Sebenarnya pemerintah baik di daerah maupun pusat sangat bisa dan mudah menghadapi fenomena ini kalau memang niat melakukannya.
Andai Pemerintah di semua tingkatan dan bidang, mempunyai strategi politik bahasa yang jelas dan tegas fenomena ini bisa diminimalisir.
Namun, jika gejalanya saja sudah merambat masif sampai ke tingkat jajaran pemerintahan sendiri di pusat lalu apakah masih bisa diharapkan.
Padahal jika melihat masa lalu ketika Republik baru berdiri, para pendiri bangsa telah secara serius memikiran tentang bahasa bangsanya.
Misalnya dalam penggalan sumpah pemuda yang bunyinya, "Kami putra dan putri Indonesia menjunjung bahasa persatuan, bahasa Indonesia".
Saking nasionalisnya, semua yang berbahasa asing "di-Indonesiakan" bahkan, sangat malu jika ketahuan tidak bisa lancar berbahasa Indonesia.
Karena mereka tahu betul bahwa bahasa adalah unsur paling vital dalam pembentukan sebuah bangsa yang tidak bisa ditawar-tawar atau disepelekan.
Jika melihat sejarah bangsa-bangsa nusantara di masa lalu, bangsa di wilayah ini memang termasuk yang paling suka gonta-ganti bahasa.

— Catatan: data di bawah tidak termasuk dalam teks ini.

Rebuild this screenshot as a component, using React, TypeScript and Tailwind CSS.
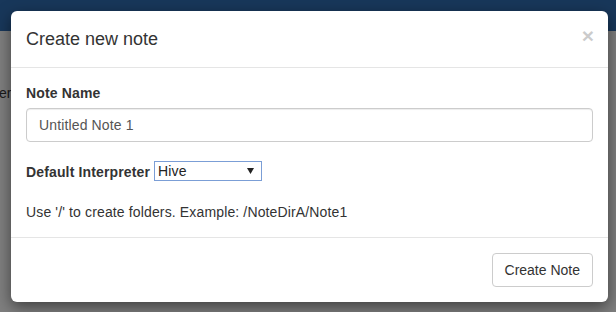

Ketika masuk pengaruh India, kita mengadopsi bahasa sansekerta hingga aksaranya. Ketika masuk pengaruh Arab juga melakukan hal yang sama.
Ketika masuk pengaruh Eropa kita adopsi juga aksara romawi , sedangkan untuk bahasanya masih pakai punya sendiri, setidaknya di Indonesia.
Ketika Indonesia berdiri, semua suku bangsa di dalamnya diminta totalitas adopsi bahasa melayu yang sekarang menjadi bahasa Indonesia.